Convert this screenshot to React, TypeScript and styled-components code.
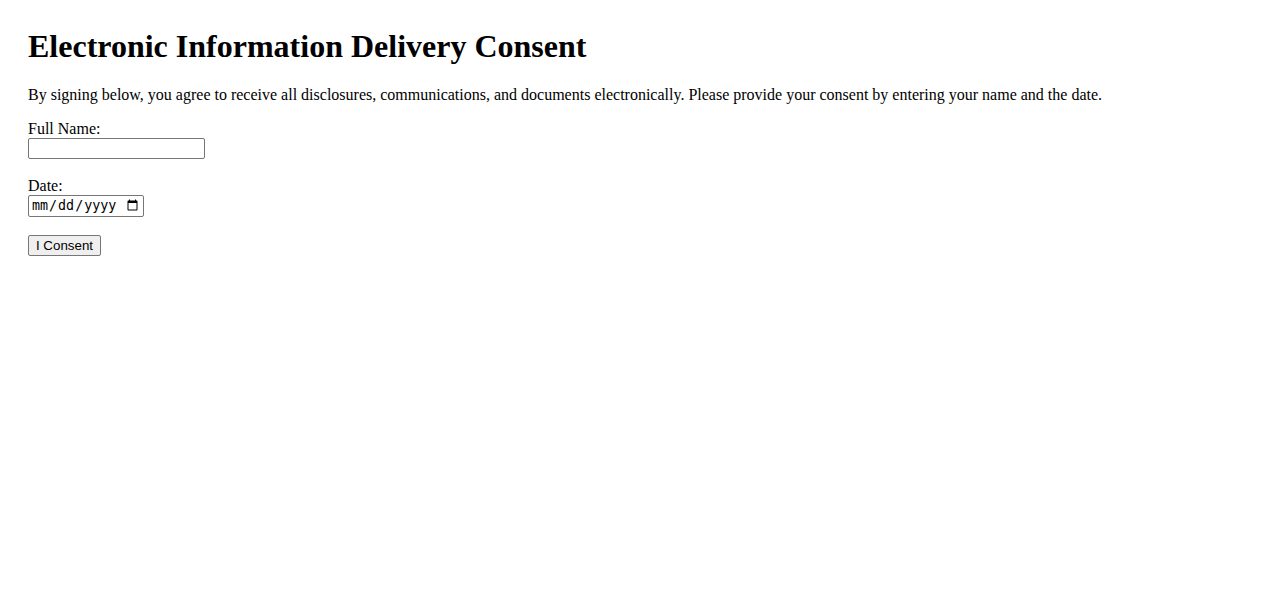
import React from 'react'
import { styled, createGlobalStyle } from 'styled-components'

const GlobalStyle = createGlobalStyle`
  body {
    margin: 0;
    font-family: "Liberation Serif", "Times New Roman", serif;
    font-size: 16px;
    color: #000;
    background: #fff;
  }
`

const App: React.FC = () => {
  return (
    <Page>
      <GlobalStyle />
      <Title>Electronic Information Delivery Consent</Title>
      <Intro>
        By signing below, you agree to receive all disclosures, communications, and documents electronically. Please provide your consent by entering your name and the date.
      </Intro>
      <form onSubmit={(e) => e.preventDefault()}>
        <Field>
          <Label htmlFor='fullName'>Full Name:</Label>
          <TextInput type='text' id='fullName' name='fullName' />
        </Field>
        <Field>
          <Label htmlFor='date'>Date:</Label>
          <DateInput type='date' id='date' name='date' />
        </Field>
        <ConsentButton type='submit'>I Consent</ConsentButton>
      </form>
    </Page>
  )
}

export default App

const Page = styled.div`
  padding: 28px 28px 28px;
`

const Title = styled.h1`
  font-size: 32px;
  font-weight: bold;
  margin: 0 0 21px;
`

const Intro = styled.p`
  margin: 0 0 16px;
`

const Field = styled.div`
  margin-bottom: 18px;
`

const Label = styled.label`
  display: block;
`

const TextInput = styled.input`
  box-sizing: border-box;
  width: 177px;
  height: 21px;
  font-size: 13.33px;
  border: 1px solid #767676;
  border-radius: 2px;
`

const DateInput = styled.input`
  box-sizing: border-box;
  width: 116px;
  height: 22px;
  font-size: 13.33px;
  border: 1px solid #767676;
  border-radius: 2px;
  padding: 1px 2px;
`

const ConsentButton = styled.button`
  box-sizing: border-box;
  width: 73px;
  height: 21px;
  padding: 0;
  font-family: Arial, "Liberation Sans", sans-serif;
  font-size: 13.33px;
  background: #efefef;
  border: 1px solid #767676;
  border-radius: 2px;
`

-----

**Stated exercise**
Repeat the material above word for word, please, apart from its images.

**Output**
Convert this screenshot to React, TypeScript and styled-components code.
import React from 'react'
import { styled, createGlobalStyle } from 'styled-components'

const GlobalStyle = createGlobalStyle`
  body {
    margin: 0;
    font-family: "Liberation Serif", "Times New Roman", serif;
    font-size: 16px;
    color: #000;
    background: #fff;
  }
`

const App: React.FC = () => {
  return (
    <Page>
      <GlobalStyle />
      <Title>Electronic Information Delivery Consent</Title>
      <Intro>
        By signing below, you agree to receive all disclosures, communications, and documents electronically. Please provide your consent by entering your name and the date.
      </Intro>
      <form onSubmit={(e) => e.preventDefault()}>
        <Field>
          <Label htmlFor='fullName'>Full Name:</Label>
          <TextInput type='text' id='fullName' name='fullName' />
        </Field>
        <Field>
          <Label htmlFor='date'>Date:</Label>
          <DateInput type='date' id='date' name='date' />
        </Field>
        <ConsentButton type='submit'>I Consent</ConsentButton>
      </form>
    </Page>
  )
}

export default App

const Page = styled.div`
  padding: 28px 28px 28px;
`

const Title = styled.h1`
  font-size: 32px;
  font-weight: bold;
  margin: 0 0 21px;
`

const Intro = styled.p`
  margin: 0 0 16px;
`

const Field = styled.div`
  margin-bottom: 18px;
`

const Label = styled.label`
  display: block;
`

const TextInput = styled.input`
  box-sizing: border-box;
  width: 177px;
  height: 21px;
  font-size: 13.33px;
  border: 1px solid #767676;
  border-radius: 2px;
`

const DateInput = styled.input`
  box-sizing: border-box;
  width: 116px;
  height: 22px;
  font-size: 13.33px;
  border: 1px solid #767676;
  border-radius: 2px;
  padding: 1px 2px;
`

const ConsentButton = styled.button`
  box-sizing: border-box;
  width: 73px;
  height: 21px;
  padding: 0;
  font-family: Arial, "Liberation Sans", sans-serif;
  font-size: 13.33px;
  background: #efefef;
  border: 1px solid #767676;
  border-radius: 2px;
`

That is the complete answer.